(Rows from a dataset of pages and code)

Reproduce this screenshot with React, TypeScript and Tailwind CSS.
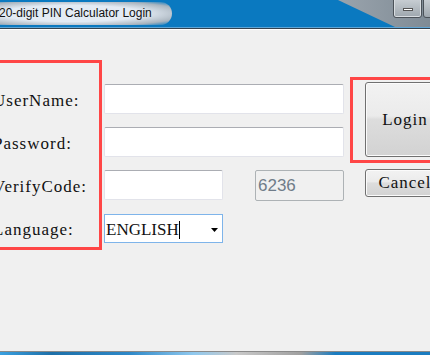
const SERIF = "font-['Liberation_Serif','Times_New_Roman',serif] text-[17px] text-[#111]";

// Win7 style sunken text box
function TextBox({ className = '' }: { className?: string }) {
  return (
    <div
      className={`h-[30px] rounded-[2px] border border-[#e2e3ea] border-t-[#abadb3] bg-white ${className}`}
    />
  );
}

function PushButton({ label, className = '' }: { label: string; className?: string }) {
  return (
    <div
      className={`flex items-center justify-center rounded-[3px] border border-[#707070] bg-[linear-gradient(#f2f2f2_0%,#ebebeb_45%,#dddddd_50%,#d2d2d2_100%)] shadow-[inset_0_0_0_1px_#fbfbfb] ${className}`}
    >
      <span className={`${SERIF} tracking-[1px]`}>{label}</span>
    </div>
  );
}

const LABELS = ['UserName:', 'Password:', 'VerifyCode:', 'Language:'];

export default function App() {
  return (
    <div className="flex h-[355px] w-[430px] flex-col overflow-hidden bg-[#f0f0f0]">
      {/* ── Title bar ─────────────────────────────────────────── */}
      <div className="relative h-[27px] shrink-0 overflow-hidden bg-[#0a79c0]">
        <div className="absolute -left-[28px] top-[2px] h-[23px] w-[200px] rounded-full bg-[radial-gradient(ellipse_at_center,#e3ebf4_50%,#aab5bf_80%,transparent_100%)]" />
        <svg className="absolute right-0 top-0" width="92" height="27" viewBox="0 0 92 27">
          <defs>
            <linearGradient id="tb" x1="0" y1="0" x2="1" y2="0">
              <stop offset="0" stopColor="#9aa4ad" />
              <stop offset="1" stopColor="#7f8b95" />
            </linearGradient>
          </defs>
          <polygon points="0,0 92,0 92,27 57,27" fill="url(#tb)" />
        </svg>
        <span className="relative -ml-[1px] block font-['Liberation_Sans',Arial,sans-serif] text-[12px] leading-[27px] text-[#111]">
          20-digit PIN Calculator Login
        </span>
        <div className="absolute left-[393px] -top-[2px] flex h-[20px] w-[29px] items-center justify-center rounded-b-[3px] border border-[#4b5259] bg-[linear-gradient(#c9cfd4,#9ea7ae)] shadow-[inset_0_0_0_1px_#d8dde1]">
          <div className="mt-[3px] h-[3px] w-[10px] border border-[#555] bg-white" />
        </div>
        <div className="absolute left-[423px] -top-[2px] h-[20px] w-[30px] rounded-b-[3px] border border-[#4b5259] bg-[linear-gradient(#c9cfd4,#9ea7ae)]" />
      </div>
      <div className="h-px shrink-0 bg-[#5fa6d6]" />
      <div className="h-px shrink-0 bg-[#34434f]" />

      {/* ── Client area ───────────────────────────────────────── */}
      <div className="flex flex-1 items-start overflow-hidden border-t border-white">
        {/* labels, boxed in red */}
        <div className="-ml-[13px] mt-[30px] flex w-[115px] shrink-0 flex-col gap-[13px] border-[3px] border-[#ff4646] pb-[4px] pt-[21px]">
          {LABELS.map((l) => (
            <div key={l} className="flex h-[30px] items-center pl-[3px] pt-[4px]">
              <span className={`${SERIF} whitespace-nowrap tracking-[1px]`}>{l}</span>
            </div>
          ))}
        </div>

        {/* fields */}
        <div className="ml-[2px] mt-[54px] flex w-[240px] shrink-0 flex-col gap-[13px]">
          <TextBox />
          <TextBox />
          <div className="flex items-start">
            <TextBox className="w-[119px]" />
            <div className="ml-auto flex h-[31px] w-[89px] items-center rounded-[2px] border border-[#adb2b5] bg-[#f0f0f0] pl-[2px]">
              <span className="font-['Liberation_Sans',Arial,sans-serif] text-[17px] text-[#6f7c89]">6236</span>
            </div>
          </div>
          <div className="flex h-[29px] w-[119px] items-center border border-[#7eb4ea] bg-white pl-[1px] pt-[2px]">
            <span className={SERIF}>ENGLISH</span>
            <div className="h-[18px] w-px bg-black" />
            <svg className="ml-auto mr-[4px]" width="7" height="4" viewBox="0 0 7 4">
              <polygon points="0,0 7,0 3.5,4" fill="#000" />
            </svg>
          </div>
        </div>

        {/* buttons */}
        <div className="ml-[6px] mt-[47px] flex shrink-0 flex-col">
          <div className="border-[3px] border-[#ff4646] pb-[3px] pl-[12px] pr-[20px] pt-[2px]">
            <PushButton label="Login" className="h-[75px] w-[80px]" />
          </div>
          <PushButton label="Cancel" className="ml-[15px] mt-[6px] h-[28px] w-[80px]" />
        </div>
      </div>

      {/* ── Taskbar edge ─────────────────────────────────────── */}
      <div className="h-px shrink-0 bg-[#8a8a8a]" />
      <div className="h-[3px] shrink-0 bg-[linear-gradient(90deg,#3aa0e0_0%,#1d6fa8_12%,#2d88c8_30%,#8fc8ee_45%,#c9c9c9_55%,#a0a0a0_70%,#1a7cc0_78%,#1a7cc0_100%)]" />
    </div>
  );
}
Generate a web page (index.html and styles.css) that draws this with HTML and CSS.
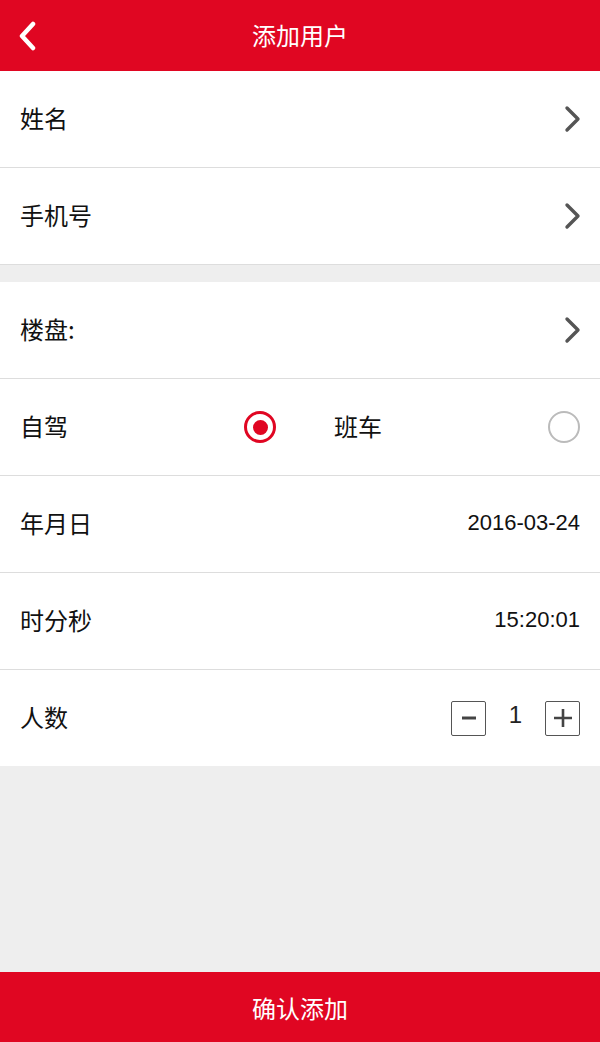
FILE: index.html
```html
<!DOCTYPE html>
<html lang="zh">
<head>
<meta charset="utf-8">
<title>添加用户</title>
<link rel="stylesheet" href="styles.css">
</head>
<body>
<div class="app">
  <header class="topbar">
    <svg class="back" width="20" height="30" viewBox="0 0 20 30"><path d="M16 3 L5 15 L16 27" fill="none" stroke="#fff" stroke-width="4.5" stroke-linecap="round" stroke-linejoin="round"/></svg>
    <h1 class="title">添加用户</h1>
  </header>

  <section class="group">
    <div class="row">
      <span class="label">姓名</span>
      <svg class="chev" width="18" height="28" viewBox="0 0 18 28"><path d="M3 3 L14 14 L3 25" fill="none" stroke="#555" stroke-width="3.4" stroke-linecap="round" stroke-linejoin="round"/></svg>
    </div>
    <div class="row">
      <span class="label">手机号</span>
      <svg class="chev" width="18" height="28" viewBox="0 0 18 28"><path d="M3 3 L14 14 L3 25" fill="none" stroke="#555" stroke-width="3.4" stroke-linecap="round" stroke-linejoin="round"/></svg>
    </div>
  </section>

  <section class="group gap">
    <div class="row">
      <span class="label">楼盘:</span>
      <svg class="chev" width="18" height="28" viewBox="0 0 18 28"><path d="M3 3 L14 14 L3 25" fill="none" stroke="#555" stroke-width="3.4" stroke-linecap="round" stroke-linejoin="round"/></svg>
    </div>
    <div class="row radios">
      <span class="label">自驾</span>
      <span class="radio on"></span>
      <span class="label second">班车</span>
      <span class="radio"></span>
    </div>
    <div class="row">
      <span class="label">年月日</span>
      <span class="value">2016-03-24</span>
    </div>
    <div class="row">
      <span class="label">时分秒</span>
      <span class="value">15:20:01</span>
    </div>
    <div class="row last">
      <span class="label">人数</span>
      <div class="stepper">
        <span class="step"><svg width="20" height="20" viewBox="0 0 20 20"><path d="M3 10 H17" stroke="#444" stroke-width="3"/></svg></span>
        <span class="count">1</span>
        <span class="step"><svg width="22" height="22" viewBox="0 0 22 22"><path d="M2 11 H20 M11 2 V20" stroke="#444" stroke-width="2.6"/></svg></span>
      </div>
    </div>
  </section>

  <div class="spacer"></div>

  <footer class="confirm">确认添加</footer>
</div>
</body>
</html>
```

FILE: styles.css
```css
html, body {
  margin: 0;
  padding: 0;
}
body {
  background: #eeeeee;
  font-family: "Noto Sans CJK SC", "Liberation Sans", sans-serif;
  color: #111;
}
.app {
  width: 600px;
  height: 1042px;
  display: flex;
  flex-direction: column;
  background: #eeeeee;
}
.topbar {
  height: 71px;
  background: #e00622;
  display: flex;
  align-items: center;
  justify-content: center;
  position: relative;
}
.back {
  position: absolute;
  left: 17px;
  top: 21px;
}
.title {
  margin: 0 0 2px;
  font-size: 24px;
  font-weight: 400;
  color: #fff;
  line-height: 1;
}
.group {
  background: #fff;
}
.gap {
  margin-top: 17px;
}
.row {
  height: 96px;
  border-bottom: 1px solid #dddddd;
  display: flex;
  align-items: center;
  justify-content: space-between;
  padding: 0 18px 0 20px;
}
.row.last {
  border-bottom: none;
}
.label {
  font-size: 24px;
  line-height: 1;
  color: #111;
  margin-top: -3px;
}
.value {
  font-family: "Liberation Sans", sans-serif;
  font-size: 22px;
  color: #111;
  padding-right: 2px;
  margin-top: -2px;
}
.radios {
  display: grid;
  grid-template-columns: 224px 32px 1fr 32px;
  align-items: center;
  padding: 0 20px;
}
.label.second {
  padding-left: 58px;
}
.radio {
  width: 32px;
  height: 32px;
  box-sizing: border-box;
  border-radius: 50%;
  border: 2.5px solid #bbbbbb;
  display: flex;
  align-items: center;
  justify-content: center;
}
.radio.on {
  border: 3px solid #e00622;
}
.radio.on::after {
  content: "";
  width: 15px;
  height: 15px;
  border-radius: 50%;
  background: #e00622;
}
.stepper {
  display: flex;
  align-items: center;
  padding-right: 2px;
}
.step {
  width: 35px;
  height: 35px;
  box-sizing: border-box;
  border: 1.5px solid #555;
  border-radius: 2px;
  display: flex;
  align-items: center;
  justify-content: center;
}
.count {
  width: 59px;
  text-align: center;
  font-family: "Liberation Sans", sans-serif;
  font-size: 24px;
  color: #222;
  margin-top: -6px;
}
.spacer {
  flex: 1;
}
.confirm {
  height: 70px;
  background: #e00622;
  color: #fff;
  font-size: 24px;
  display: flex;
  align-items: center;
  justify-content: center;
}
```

### THE TASK
Restate the lines of the records exactly, starting at the first and stopping after the line with "['UserName:', 'Password:', 'VerifyCode:', 'Language:'];". Leave out any picture.

### EXPECTED OUTPUT
Reproduce this screenshot with React, TypeScript and Tailwind CSS.
const SERIF = "font-['Liberation_Serif','Times_New_Roman',serif] text-[17px] text-[#111]";

// Win7 style sunken text box
function TextBox({ className = '' }: { className?: string }) {
  return (
    <div
      className={`h-[30px] rounded-[2px] border border-[#e2e3ea] border-t-[#abadb3] bg-white ${className}`}
    />
  );
}

function PushButton({ label, className = '' }: { label: string; className?: string }) {
  return (
    <div
      className={`flex items-center justify-center rounded-[3px] border border-[#707070] bg-[linear-gradient(#f2f2f2_0%,#ebebeb_45%,#dddddd_50%,#d2d2d2_100%)] shadow-[inset_0_0_0_1px_#fbfbfb] ${className}`}
    >
      <span className={`${SERIF} tracking-[1px]`}>{label}</span>
    </div>
  );
}

const LABELS = ['UserName:', 'Password:', 'VerifyCode:', 'Language:'];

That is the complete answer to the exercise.